[PROVIDED DATA start]
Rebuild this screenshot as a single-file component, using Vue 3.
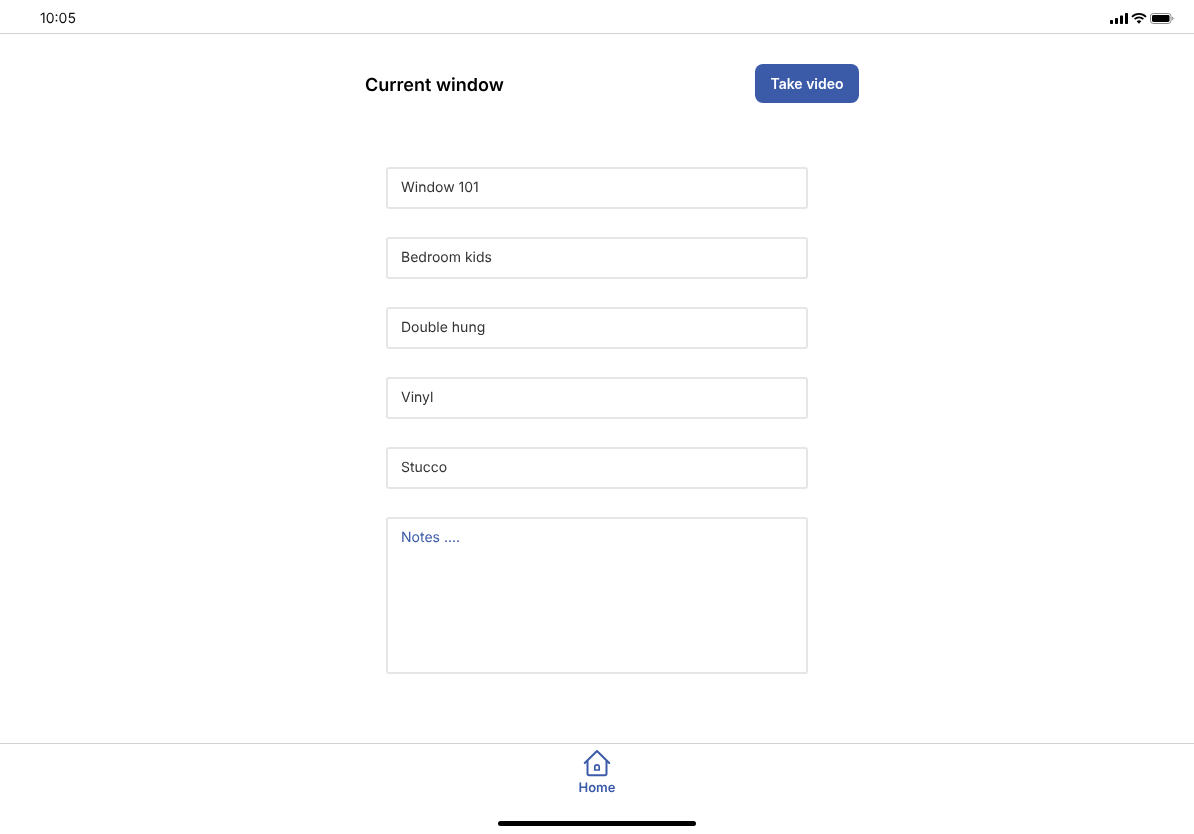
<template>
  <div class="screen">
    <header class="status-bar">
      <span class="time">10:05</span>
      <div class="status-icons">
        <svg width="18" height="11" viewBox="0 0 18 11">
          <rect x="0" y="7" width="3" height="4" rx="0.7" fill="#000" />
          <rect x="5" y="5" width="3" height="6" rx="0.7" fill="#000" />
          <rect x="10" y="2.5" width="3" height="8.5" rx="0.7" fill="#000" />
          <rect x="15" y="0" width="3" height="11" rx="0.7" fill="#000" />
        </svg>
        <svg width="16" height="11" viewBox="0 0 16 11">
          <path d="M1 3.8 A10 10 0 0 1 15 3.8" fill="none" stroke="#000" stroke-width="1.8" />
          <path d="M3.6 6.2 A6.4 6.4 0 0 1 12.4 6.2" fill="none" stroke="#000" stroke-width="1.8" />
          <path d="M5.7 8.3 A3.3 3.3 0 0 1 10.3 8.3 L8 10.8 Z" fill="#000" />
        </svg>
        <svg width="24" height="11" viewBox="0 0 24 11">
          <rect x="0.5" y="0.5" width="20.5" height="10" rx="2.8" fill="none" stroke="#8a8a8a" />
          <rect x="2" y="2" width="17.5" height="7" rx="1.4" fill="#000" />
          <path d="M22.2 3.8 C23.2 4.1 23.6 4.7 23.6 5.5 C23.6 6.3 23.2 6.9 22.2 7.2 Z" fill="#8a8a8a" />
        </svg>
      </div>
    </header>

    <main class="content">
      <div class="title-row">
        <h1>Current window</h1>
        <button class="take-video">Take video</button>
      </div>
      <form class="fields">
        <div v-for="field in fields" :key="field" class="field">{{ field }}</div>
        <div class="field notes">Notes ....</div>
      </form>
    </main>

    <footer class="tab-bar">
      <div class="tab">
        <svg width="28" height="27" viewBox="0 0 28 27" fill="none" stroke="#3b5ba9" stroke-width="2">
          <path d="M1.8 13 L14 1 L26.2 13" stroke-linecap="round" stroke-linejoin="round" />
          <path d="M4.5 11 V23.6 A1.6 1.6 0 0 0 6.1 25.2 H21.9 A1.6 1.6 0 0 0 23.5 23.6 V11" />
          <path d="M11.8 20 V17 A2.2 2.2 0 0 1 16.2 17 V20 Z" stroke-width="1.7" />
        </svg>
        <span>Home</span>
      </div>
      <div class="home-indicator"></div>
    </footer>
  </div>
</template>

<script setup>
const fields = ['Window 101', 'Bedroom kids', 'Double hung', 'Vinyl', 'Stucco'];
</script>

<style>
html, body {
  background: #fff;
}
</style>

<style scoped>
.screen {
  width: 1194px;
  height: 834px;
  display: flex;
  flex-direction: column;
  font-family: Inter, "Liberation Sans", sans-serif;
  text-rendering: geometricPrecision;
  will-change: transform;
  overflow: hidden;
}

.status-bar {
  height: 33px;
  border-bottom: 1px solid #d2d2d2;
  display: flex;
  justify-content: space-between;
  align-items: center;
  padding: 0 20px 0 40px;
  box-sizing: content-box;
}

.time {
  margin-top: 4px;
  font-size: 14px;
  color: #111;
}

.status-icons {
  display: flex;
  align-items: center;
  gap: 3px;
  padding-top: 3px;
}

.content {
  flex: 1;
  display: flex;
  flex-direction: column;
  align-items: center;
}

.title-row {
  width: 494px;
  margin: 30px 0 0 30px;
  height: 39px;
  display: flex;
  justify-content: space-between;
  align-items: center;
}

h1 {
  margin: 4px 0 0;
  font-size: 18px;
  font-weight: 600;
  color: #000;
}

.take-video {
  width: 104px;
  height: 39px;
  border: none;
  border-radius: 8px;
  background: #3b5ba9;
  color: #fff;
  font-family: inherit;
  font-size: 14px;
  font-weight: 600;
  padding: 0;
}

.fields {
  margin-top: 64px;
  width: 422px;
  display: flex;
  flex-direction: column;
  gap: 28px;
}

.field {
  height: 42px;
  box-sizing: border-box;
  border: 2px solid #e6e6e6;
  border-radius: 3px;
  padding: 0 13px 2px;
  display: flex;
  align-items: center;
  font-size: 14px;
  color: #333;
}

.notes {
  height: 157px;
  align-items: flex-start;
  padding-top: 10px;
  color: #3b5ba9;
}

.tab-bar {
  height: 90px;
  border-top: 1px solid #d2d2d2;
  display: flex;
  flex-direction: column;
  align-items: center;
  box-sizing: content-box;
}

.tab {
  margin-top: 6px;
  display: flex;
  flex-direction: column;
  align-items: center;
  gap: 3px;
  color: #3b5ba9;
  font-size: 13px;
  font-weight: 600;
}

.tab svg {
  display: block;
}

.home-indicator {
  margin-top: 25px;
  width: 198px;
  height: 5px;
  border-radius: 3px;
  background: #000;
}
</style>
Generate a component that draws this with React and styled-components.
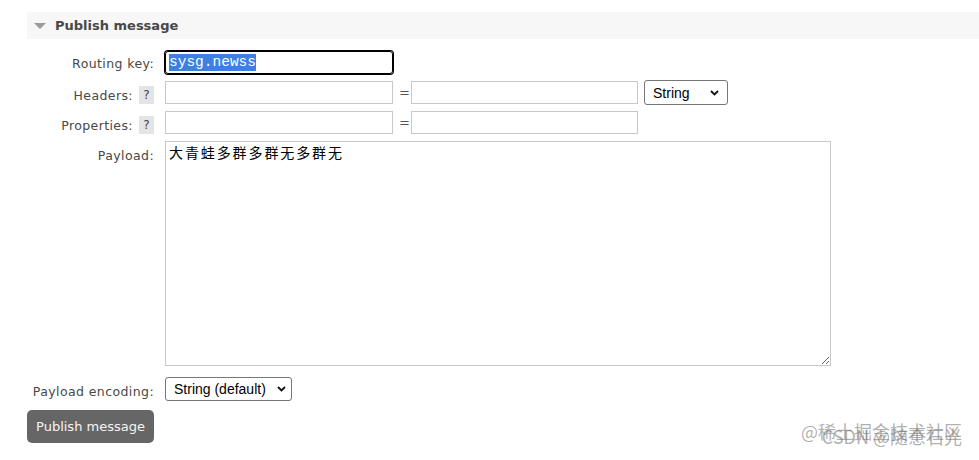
[PROVIDED DATA end]
[PROVIDED DATA start]
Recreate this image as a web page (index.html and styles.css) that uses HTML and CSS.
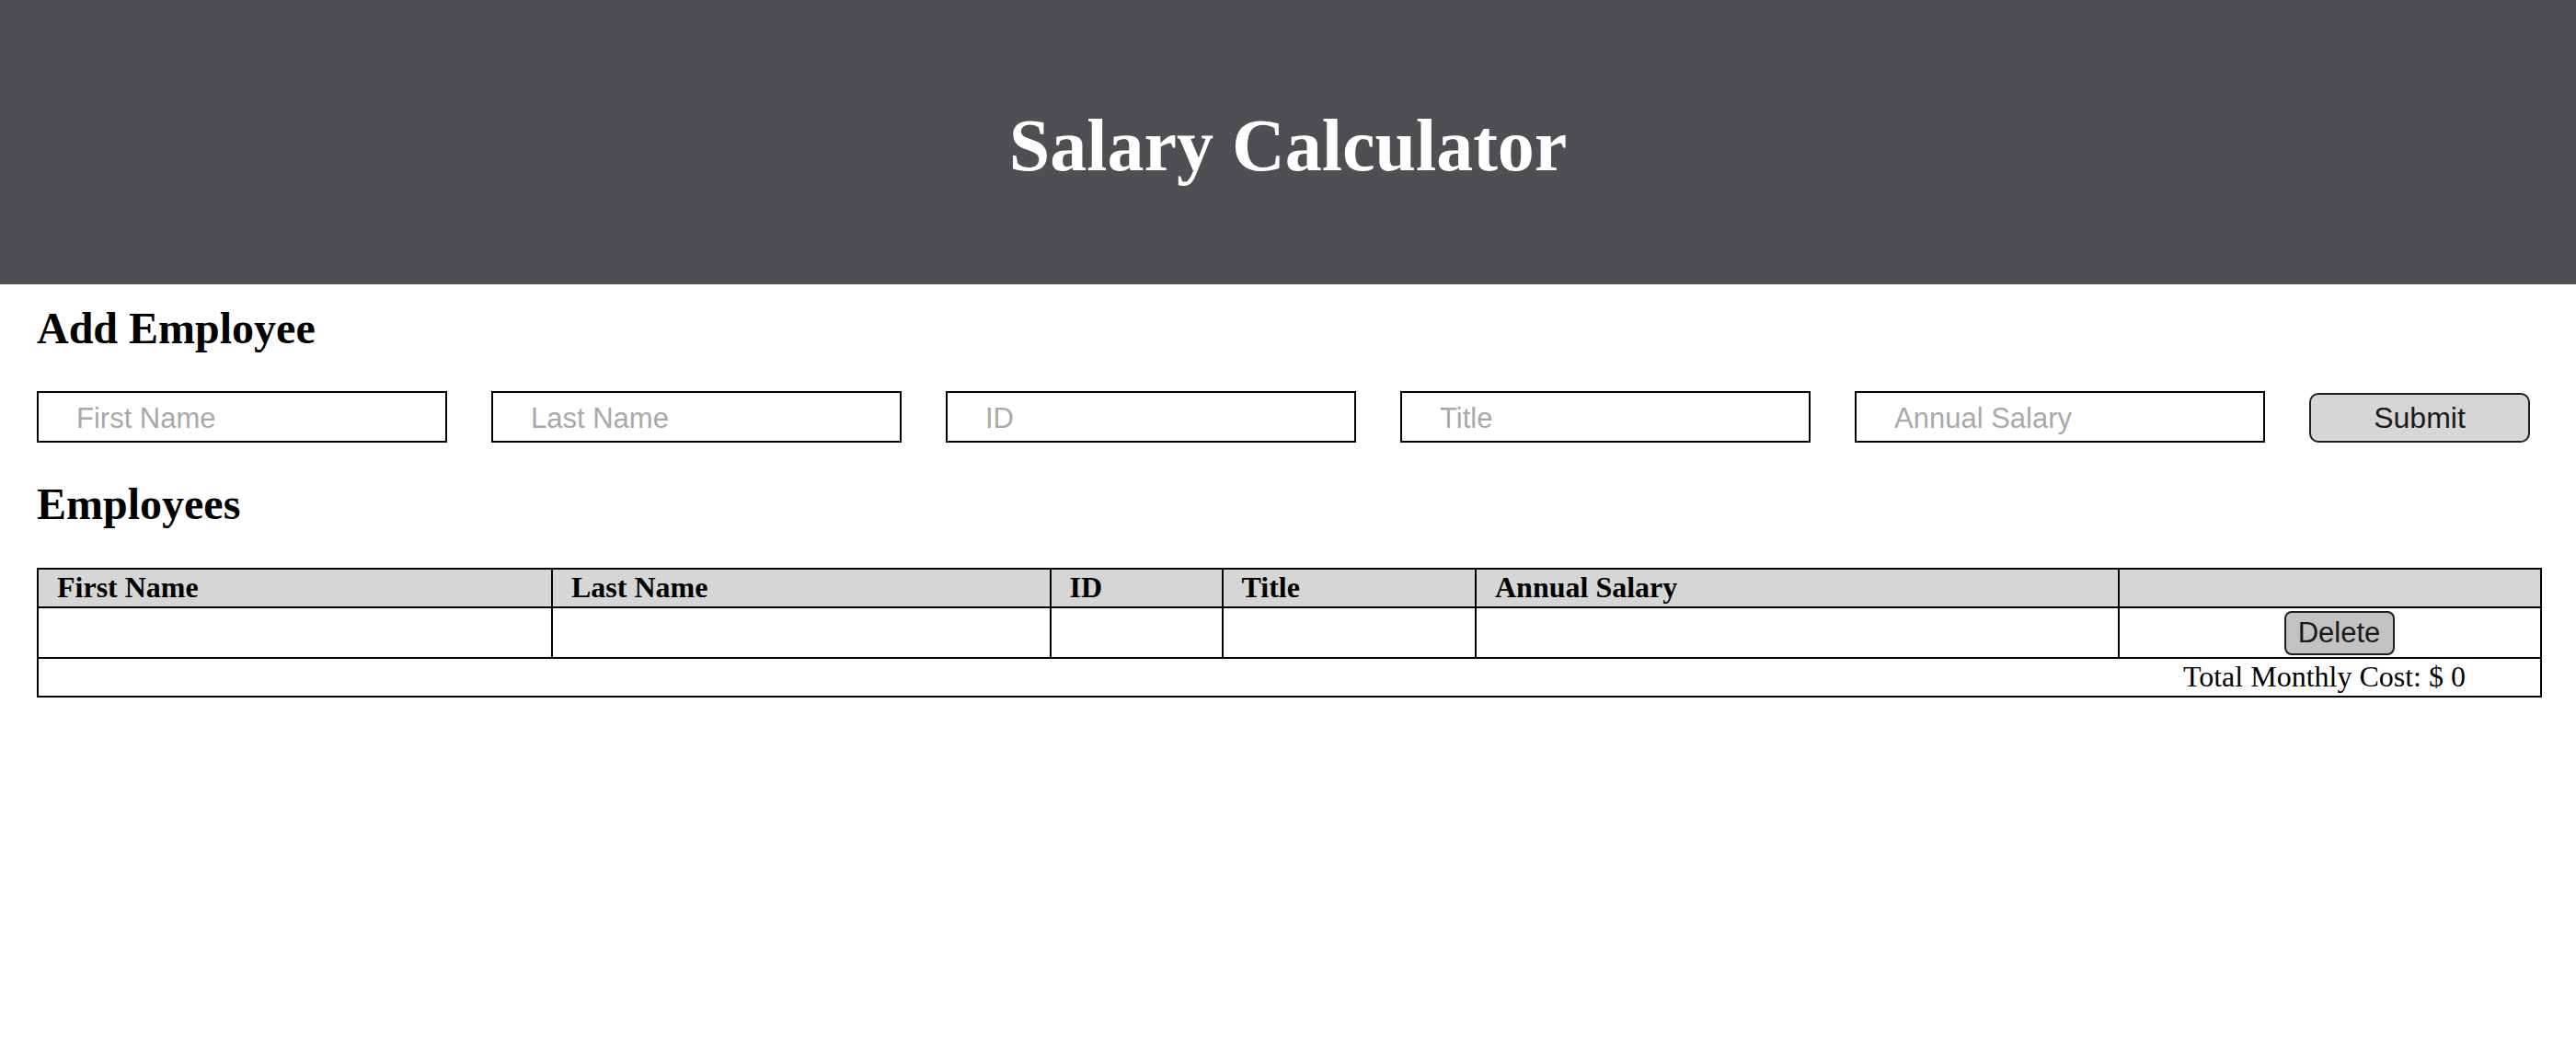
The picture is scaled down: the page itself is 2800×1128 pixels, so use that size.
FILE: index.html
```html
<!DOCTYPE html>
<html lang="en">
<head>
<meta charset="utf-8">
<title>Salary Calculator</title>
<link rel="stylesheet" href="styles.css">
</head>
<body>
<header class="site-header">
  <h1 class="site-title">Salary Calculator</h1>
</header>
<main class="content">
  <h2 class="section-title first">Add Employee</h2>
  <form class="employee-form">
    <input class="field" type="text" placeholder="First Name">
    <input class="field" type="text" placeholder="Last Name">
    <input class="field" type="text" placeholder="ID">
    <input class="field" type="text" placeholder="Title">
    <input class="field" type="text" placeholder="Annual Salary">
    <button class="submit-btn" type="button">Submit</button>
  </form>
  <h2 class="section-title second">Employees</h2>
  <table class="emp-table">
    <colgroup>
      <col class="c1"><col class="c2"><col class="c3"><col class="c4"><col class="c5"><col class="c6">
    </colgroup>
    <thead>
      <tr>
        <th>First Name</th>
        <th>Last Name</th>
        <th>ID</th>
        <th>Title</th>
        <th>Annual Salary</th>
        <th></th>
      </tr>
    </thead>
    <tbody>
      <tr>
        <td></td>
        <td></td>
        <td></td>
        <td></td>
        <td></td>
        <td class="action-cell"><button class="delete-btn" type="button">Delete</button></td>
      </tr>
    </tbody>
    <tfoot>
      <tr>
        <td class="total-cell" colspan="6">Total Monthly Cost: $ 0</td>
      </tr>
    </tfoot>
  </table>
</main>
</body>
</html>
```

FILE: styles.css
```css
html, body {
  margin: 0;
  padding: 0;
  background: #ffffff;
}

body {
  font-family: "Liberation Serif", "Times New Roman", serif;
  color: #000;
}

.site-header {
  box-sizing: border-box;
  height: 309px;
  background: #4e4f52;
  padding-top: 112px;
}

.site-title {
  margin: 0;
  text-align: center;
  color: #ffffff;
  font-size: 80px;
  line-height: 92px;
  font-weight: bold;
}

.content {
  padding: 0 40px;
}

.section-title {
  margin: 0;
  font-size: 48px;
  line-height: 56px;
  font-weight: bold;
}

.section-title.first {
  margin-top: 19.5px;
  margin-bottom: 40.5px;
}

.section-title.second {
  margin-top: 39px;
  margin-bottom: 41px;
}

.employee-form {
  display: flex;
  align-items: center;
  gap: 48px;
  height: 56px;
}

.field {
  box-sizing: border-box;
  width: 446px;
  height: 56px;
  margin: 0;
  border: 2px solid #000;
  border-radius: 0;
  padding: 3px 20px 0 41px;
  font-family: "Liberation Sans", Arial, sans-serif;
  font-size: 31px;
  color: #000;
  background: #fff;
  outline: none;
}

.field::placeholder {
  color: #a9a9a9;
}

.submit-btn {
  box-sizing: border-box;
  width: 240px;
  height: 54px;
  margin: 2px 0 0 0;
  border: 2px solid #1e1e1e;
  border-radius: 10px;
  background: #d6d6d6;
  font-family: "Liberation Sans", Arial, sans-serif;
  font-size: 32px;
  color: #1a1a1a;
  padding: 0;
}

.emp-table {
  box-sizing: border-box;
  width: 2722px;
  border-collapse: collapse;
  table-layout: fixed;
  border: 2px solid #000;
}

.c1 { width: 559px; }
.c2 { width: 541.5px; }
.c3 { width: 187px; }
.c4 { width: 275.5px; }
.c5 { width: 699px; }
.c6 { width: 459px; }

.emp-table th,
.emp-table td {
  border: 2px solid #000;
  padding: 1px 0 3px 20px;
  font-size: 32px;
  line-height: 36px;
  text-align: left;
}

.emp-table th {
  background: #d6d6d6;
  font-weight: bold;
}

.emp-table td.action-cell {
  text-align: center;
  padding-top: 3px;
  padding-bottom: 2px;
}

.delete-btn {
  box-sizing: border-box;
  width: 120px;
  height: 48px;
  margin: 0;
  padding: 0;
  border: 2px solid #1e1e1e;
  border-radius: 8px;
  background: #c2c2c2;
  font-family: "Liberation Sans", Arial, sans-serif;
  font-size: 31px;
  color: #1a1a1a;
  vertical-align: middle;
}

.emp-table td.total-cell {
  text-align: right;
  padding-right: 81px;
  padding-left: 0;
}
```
[PROVIDED DATA end]
- [INSTRUCTIONS FOR THE TASK]: Using the records above, copy each line that contains "component".

- [EXERCISE SOLUTION]:
Rebuild this screenshot as a single-file component, using Vue 3.
Generate a component that draws this with React and styled-components.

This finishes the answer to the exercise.